_YOUR OBJECTIVE_. Only the lines holding the string "screenshot" are needed. Copy each one.

****************

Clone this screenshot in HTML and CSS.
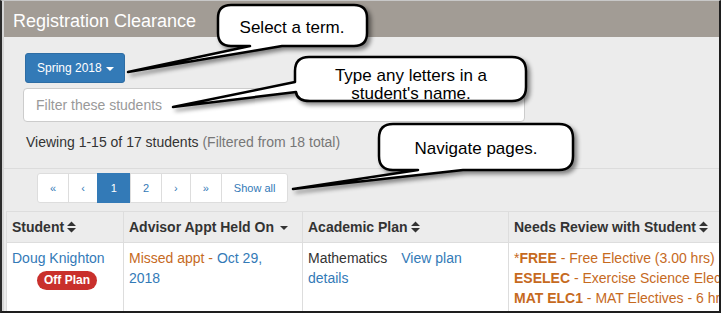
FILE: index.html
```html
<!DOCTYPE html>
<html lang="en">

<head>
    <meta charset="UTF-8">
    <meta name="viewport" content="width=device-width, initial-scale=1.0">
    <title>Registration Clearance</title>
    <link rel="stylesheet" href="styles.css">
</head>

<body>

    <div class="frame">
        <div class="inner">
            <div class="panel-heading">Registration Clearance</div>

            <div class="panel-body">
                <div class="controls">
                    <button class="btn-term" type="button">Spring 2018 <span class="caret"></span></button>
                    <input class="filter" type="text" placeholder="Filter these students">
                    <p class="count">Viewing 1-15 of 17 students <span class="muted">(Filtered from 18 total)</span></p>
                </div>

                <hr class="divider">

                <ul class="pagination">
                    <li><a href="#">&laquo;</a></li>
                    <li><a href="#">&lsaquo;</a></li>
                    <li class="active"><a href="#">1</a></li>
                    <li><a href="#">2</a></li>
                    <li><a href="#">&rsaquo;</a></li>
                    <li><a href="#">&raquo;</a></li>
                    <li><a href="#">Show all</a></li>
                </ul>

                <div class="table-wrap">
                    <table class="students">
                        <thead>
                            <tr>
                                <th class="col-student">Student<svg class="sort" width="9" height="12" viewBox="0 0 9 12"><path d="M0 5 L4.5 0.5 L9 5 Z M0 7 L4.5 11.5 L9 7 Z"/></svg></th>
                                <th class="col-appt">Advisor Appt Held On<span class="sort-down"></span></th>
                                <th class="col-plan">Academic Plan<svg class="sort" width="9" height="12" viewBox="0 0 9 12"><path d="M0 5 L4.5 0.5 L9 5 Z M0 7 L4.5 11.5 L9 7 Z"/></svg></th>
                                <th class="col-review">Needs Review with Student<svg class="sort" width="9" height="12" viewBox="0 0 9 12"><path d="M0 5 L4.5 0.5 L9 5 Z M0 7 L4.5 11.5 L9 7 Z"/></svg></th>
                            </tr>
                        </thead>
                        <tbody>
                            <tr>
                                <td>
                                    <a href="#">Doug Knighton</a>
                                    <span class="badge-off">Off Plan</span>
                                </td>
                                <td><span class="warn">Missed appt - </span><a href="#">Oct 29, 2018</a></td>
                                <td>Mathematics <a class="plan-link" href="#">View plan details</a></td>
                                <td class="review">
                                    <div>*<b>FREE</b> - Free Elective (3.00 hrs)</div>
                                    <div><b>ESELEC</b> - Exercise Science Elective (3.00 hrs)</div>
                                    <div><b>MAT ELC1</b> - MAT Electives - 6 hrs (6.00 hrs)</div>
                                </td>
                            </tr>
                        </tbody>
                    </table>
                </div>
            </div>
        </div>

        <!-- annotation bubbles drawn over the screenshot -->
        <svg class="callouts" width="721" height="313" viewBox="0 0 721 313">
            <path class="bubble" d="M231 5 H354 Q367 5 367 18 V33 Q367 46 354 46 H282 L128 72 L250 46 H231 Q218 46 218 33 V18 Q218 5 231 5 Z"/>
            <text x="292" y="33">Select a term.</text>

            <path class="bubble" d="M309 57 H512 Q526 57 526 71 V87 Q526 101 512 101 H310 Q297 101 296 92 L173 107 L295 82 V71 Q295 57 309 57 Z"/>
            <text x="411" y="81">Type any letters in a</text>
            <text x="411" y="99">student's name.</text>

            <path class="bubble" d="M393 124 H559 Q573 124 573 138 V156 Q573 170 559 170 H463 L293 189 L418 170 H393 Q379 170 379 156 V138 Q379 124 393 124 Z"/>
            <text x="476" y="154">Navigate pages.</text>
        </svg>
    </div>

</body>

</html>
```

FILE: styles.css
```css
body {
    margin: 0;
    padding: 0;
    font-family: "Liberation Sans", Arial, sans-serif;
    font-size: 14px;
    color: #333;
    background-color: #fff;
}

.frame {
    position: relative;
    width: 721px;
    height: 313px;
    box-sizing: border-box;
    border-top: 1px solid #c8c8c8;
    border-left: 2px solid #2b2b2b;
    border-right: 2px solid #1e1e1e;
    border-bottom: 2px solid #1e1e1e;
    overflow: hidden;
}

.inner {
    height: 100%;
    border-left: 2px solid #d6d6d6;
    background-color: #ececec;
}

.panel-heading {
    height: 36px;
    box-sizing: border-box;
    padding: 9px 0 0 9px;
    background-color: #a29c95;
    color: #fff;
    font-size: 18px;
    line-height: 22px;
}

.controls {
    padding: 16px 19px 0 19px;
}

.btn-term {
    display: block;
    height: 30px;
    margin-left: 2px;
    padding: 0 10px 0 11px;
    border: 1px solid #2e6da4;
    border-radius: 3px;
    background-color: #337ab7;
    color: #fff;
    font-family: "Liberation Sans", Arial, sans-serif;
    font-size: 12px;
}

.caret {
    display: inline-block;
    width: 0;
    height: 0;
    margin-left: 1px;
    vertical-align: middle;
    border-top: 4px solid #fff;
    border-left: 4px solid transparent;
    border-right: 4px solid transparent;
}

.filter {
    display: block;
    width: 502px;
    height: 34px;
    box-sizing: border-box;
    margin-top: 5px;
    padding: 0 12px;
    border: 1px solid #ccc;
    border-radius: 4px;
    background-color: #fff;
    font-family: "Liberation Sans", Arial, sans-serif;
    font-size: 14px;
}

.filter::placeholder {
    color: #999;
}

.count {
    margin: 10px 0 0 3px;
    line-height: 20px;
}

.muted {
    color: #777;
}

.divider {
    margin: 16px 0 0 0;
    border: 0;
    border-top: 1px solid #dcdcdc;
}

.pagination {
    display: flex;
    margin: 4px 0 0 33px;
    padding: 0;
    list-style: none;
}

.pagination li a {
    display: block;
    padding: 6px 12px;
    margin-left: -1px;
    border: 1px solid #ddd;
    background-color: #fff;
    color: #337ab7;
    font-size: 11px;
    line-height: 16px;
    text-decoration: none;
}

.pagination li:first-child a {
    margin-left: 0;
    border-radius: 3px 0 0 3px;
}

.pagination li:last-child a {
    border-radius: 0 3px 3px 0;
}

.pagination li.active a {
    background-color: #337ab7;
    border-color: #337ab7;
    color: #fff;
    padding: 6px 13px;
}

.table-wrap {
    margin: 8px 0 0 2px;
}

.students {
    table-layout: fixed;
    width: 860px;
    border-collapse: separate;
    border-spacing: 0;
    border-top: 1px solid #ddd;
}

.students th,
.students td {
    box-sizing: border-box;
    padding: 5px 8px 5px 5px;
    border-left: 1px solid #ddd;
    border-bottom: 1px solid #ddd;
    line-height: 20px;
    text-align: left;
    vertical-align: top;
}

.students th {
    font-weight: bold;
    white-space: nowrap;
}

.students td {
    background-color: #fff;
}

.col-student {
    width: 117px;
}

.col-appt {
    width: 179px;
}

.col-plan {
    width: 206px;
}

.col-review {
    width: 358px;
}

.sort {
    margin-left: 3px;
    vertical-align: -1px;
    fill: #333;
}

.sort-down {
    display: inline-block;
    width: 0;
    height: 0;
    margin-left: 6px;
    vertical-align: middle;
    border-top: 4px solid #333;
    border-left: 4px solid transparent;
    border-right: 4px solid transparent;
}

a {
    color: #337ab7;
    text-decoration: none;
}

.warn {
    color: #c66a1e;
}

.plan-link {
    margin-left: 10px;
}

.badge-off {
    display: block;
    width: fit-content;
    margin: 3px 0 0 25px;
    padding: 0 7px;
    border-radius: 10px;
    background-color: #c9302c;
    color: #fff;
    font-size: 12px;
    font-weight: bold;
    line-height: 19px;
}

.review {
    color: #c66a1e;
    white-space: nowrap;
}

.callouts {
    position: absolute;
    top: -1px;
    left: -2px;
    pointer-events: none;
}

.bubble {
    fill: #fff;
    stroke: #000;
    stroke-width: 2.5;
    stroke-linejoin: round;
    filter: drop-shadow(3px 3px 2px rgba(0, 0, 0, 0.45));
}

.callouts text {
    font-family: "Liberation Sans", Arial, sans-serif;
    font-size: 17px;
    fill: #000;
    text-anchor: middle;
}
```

****************

_FINISHED TASK_.
Clone this screenshot in HTML and CSS.
        <!-- annotation bubbles drawn over the screenshot -->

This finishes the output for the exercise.